8:00 a.m. January 15, 2001 PDT

The license on 'terrorism' is not held by one group of people, nor is it restricted to one state...if we truly want to be rid of this form of conflict, it will take much more than air strikes in Afghanistan and freezing funds in the West.

National Guard at ground zeroWHEN ONE LOOKS at the War on Terrorism, one generally considers two efforts. The first involves the actual military conflict and the establishment of a peacekeeping force within Afghanistan. The second involves the implementation of new measures and procedures designed to protect people at home. One area that is not being given its due involves the evolution of policies surrounding the new environment. It is in this third category that the West faces its greatest challenges and, arguably, one of its greatest threats.

While much attention has been paid to the conflict in Afghanistan, it is only one chapter in the War on Terrorism. Certainly it is an important chapter. The dismemberment of the Al Quaeda network is a crucial piece in the conflict. Certainly, the capture of Bin Laden is becoming more and more a matter of national pride in ensuring that he comes to justice for his actions. What has becoming increasingly clear over the past months, however, is that the conflict in Afghanistan is only one step on a very long journey.

If the concept of a War on Terrorism is equated with the conflict in Afghanistan, one misses most of the point to the exercise.
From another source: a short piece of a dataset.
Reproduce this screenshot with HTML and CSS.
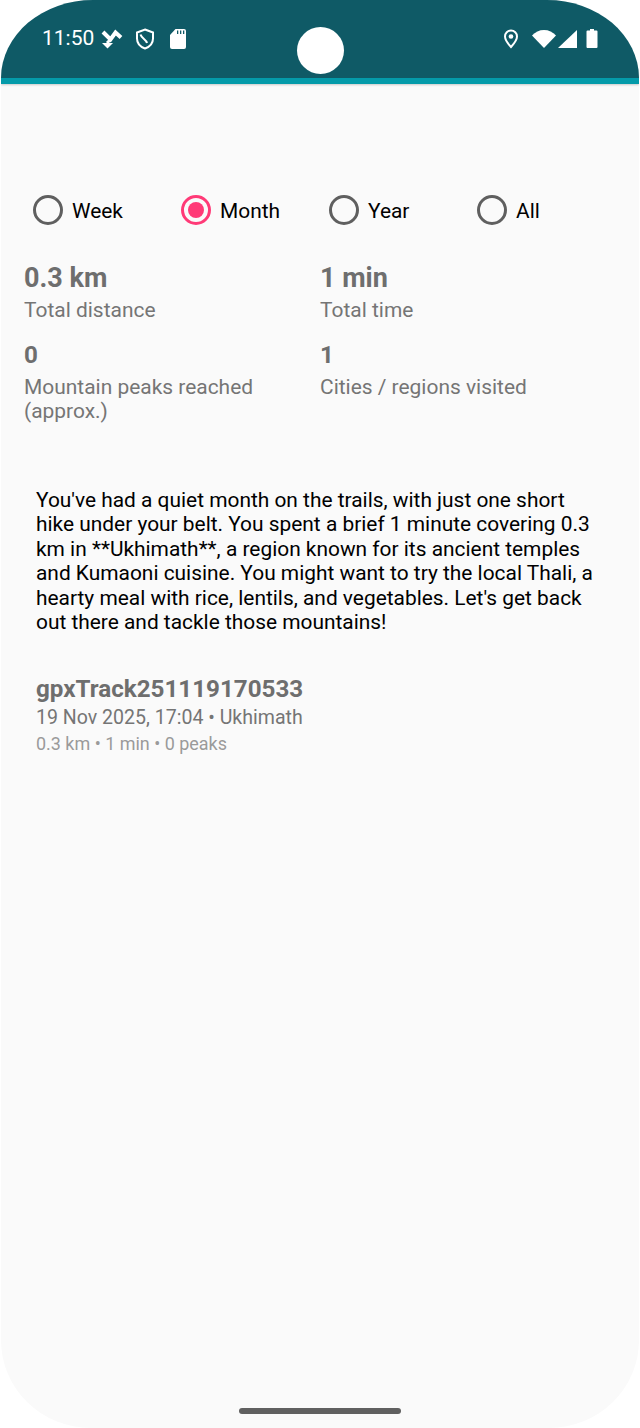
FILE: index.html
```html
<!DOCTYPE html>
<html lang="en">
<head>
    <meta charset="UTF-8">
    <title>Stats</title>
    <link rel="stylesheet" href="styles.css">
</head>
<body>
    <div class="screen">
        <div class="status-bar">
            <div class="status-left">
                <span class="clock">11:50</span>
                <svg class="icon-sync" width="24" height="24" viewBox="0 0 24 24"><path d="M3 4l7.500 7.500L15.500 4.500l5.500 5" fill="none" stroke="#fff" stroke-width="4"/><path d="M7 15l3-3" stroke="#fff" stroke-width="3"/><path d="M2 15h11l-5.500 5.500z" fill="#fff"/></svg>
                <svg class="icon-shield" width="22" height="24" viewBox="0 0 22 24"><path d="M11 2.500l8 3v6c0 4.500-3.200 8.300-8 10-4.800-1.700-8-5.500-8-10v-6z" fill="none" stroke="#fff" stroke-width="2"/><path d="M6.500 7.500c1 4 6 5 6.500 8.500" fill="none" stroke="#fff" stroke-width="2"/></svg>
                <svg class="icon-sd" width="16" height="20" viewBox="0 0 16 20"><path d="M5.500 0H14a2 2 0 0 1 2 2v16a2 2 0 0 1-2 2H2a2 2 0 0 1-2-2V6z" fill="#fff"/><path d="M7 1.500h1.300V5H7zM10 1.500h1.300V5H10zM13 1.500h1.300V5H13z" fill="#0f5a66"/></svg>
            </div>
            <div class="status-right">
                <svg width="16" height="20" viewBox="0 0 16 20"><path d="M8 1.500a6 6 0 0 0-6 6C2 11.500 8 18 8 18s6-6.500 6-10.500a6 6 0 0 0-6-6z" fill="none" stroke="#fff" stroke-width="2"/><circle cx="8" cy="7.500" r="2.300" fill="#fff"/></svg>
                <svg class="icon-wifi" width="24" height="20" viewBox="0 0 24 20"><path d="M0 6.500C3.200 3 7.300 1 12 1s8.800 2 12 5.500L12 19z" fill="#fff"/></svg>
                <svg class="icon-signal" width="20" height="20" viewBox="0 0 20 20"><path d="M19 1v18H0z" fill="#fff"/></svg>
                <svg class="icon-battery" width="12" height="20" viewBox="0 0 12 20"><path d="M4 0h4v1.500h2.500a1 1 0 0 1 1 1V18a1 1 0 0 1-1 1h-9a1 1 0 0 1-1-1V2.500a1 1 0 0 1 1-1H4z" fill="#fff"/></svg>
            </div>
        </div>
        <div class="camera"></div>

        <div class="content">
            <div class="radio-group">
                <div class="radio"><span class="dot"></span>Week</div>
                <div class="radio checked"><span class="dot"></span>Month</div>
                <div class="radio"><span class="dot"></span>Year</div>
                <div class="radio"><span class="dot"></span>All</div>
            </div>

            <div class="stats">
                <div class="stat">
                    <div class="value large">0.3 km</div>
                    <div class="label">Total distance</div>
                </div>
                <div class="stat">
                    <div class="value large">1 min</div>
                    <div class="label">Total time</div>
                </div>
                <div class="stat">
                    <div class="value">0</div>
                    <div class="label">Mountain peaks reached<br>(approx.)</div>
                </div>
                <div class="stat">
                    <div class="value">1</div>
                    <div class="label">Cities / regions visited</div>
                </div>
            </div>

            <p class="summary">You've had a quiet month on the trails, with just one short hike under your belt. You spent a brief 1 minute covering 0.3 km in **Ukhimath**, a region known for its ancient temples and Kumaoni cuisine. You might want to try the local Thali, a hearty meal with rice, lentils, and vegetables. Let's get back out there and tackle those mountains!</p>

            <div class="track">
                <div class="track-name">gpxTrack251119170533</div>
                <div class="track-date">19 Nov 2025, 17:04 • Ukhimath</div>
                <div class="track-meta">0.3 km • 1 min • 0 peaks</div>
            </div>
        </div>

        <div class="home-bar"></div>
    </div>
</body>
</html>
```

FILE: styles.css
```css
html, body { margin: 0; height: 100%; background: #fff; }
body { font-family: Roboto, sans-serif; }

.screen {
    position: relative;
    height: 1428px;
    margin: 0 1px;
    background: #fafafa;
    border-radius: 92px 92px 90px 90px / 78px 78px 88px 88px;
    overflow: hidden;
}

.status-bar {
    height: 84px;
    box-sizing: border-box;
    padding: 0 41px;
    background: #0f5a66;
    border-bottom: 6px solid #049aa9;
    box-shadow: 0 1px 2px rgba(0, 0, 0, 0.2);
    display: flex;
    justify-content: space-between;
}
.status-left { display: flex; align-items: flex-start; padding-top: 26px; }
.status-right { display: flex; align-items: flex-start; padding-top: 29px; }
.clock { color: #fff; font-size: 21px; line-height: 25px; }
.icon-sync { margin-left: 6px; margin-top: 2px; }
.icon-shield { margin-left: 10px; margin-top: 1px; }
.icon-sd { margin-left: 14px; margin-top: 3px; }
.icon-wifi { margin-left: 13px; }
.icon-signal { margin-left: 2px; }
.icon-battery { margin-left: 8px; }

.camera {
    position: absolute;
    top: 27px;
    left: 296px;
    width: 47px;
    height: 47px;
    border-radius: 50%;
    background: #fff;
}

.content { padding: 106px 0 0 23px; }

.radio-group { display: flex; padding-left: 9px; }
.radio { display: flex; align-items: center; width: 148px; height: 42px; font-size: 20.900px; color: #000; }
.dot {
    width: 30px;
    height: 30px;
    box-sizing: border-box;
    border: 3px solid #5f5f5f;
    border-radius: 50%;
    margin: 0 9px 2px 0;
    display: flex;
    align-items: center;
    justify-content: center;
}
.radio.checked .dot { border-color: #ff3a77; }
.radio.checked .dot::after { content: ""; width: 16px; height: 16px; border-radius: 50%; background: #ff3a77; }

.stats { display: grid; grid-template-columns: 296px 1fr; margin-top: 30px; row-gap: 18px; }
.value { font-size: 24.200px; font-weight: 700; line-height: 28px; color: #6e6e6e; margin-bottom: 6px; }
.value.large { font-size: 27px; line-height: 32px; margin-bottom: 4px; }
.label { font-size: 20.950px; line-height: 24.500px; color: #757575; }

.summary {
    margin: 64px 0 0 12px;
    width: 560px;
    font-size: 20.900px;
    line-height: 24.500px;
    color: #000;
}

.track { margin: 40px 0 0 12px; }
.track-name { font-size: 24.200px; font-weight: 700; line-height: 28px; color: #6e6e6e; }
.track-date { font-size: 19.560px; line-height: 27px; margin-top: 1px; color: #757575; }
.track-meta { font-size: 17.970px; line-height: 24px; margin-top: 1px; color: #9a9a9a; }

.home-bar {
    position: absolute;
    left: 238px;
    bottom: 14px;
    width: 162px;
    height: 6px;
    border-radius: 3px;
    background: #606060;
}
```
The license on 'terrorism' is not held by one group of people, nor is it restricted to one state. As a result, if we truly want to be rid of this form of conflict, it will take much more than air strikes in Afghanistan and freezing funds in the West.

What we saw in Canada recently was a budget that focused almost exclusively on security concerns. Needless to say, many of the measures were far overdue. The events of September 11th, however catastrophic, were also catalytic in nature and, as with most sudden reactions, things were thrown out of balance.

In Canada, we have not faced the same level of apparent threat as the United States. There have been no cases of anthrax in the mail, although there have hoaxes and scares. As time passes, and threats do not appear, one can almost certainly guarantee that the pendulum of public opinion will swing in the other direction putting pressure on the government to come back to the former arena of social programs.

And therein lies the problem.

There are essentially three forms of spending currently being put in place. The first involves granting additional funds to support certain key programs. Secondly, there are allocations of one-time funding that have been allocated to bring certain aspects of programs up to date. Finally, there are allocations of funds that have been set aside to purchase equipment and other items to buttress the immediate security concerns.

Funding being made available for key programs will undoubtedly be allocated in two ways—additional personnel and better equipment. As a result, both will involve long-term financial commitments. Personnel, once declared passed the infamous term status, have been integrated into the public service and are extremely difficult to reduce in number. Similarly, new equipment means new training and a host of other issues that arise when systems change.

The second level of funding is one of the greatest weaknesses in the overall plan. Contingency planning, as we have just learned the hard way, is an ongoing process that requires constant attention. We have also learned that our new foe is remarkably adaptive and will quite readily take advantage of any apparent weakness. If we believe we will be able to simply write new plans and then assign them a shelf life of some twenty years, I would argue that we would be living with some rather false expectations. Once the current fiscal year’s allocation of funds has been spent, we can expect to return to the same challenges that have faced security departments—how to incorporate additional tasks into very limited fund bases.

Finally, there is an obvious attempt to purchase equipment that can best be described as a comfort blanket for the public. While scanners and detectors have an important role, one does not have to go too far to find people willing to sell latex gloves and breathing masks to any organization that handles any amount of mail. As with any new business opportunity, there have been more than enough people suddenly stepping in to fill the void with a wide range of ineffective, if not outright dangerous, pieces of equipment designed to make people fill safe.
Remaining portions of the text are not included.